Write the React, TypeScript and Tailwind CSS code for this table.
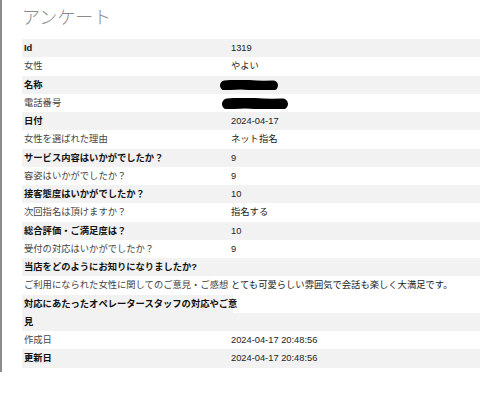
import React from 'react';

type Row = { label: string; value?: React.ReactNode; strong: boolean };

const Scribble = ({ w, h }: { w: number; h: number }) => (
  <svg width={w} height={h} viewBox={`0 0 ${w} ${h}`} className="block">
    <path
      d={`M${h / 2} ${h / 2 + 0.5} Q ${w / 3} ${h / 2 - 1} ${w / 2} ${h / 2} T ${w - h / 2} ${h / 2 + 0.5}`}
      stroke="#000"
      strokeWidth={h}
      strokeLinecap="round"
      fill="none"
    />
  </svg>
);

const rows: Row[] = [
  { label: 'Id', value: '1319', strong: true },
  { label: '女性', value: 'やよい', strong: false },
  {
    label: '名称',
    value: (
      <div className="-ml-[11px]">
        <Scribble w={58} h={10} />
      </div>
    ),
    strong: true,
  },
  {
    label: '電話番号',
    value: (
      <div className="-ml-[9px] mt-[2px]">
        <Scribble w={66} h={11} />
      </div>
    ),
    strong: false,
  },
  { label: '日付', value: '2024-04-17', strong: true },
  { label: '女性を選ばれた理由', value: 'ネット指名', strong: false },
  { label: 'サービス内容はいかがでしたか？', value: '9', strong: true },
  { label: '容姿はいかがでしたか？', value: '9', strong: false },
  { label: '接客態度はいかがでしたか？', value: '10', strong: true },
  { label: '次回指名は頂けますか？', value: '指名する', strong: false },
  { label: '総合評価・ご満足度は？', value: '10', strong: true },
  { label: '受付の対応はいかがでしたか？', value: '9', strong: false },
  { label: '当店をどのようにお知りになりましたか?', value: '', strong: true },
  {
    label: 'ご利用になられた女性に関してのご意見・ご感想',
    value: 'とても可愛らしい雰囲気で会話も楽しく大満足です。',
    strong: false,
  },
];

function TableRow({ row }: { row: Row }) {
  return (
    <div className={`flex h-[18.25px] items-center ${row.strong ? 'bg-[#f2f2f2]' : 'bg-white'}`}>
      <div
        className={`w-[209px] shrink-0 whitespace-nowrap pl-[2px] ${
          row.strong ? 'font-bold text-[#111]' : 'text-[#444]'
        }`}
      >
        {row.label}
      </div>
      <div className="flex-1 whitespace-nowrap text-[#222]">{row.value}</div>
    </div>
  );
}

export default function App() {
  return (
    <div
      className="w-[480px] h-[395px] bg-white overflow-hidden"
      style={{ fontFamily: '"Liberation Sans", "Noto Sans CJK JP", sans-serif' }}
    >
      <div className="h-[372px] border-l-[2px] border-[#8c8c8c] pl-[20px]">
        <h1 className="pt-[6px] h-[39px] text-[18px] font-light leading-[24px] text-[#8a8a8a]">
          アンケート
        </h1>
        <div className="text-[9.3px] leading-[18.25px]">
          {rows.map((r) => (
            <TableRow key={r.label} row={r} />
          ))}
          <div className="flex h-[18.25px] items-center">
            <div className="w-[211px] shrink-0 whitespace-nowrap bg-[#f2f2f2] pl-[2px] font-bold text-[#111]">
              対応にあたったオペレータースタッフの対応やご意
            </div>
            <div className="flex-1 bg-white" />
          </div>
          <div className="h-[18.25px] bg-[#f2f2f2] pl-[2px] font-bold text-[#111]">見</div>
          <TableRow row={{ label: '作成日', value: '2024-04-17 20:48:56', strong: false }} />
          <TableRow row={{ label: '更新日', value: '2024-04-17 20:48:56', strong: true }} />
        </div>
      </div>
    </div>
  );
}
====================
SHORT PROBLEM:
Look through the material above. Copy each line where the word "React" appears.

RESULT OF THIS TASK:
Write the React, TypeScript and Tailwind CSS code for this table.
import React from 'react';
type Row = { label: string; value?: React.ReactNode; strong: boolean };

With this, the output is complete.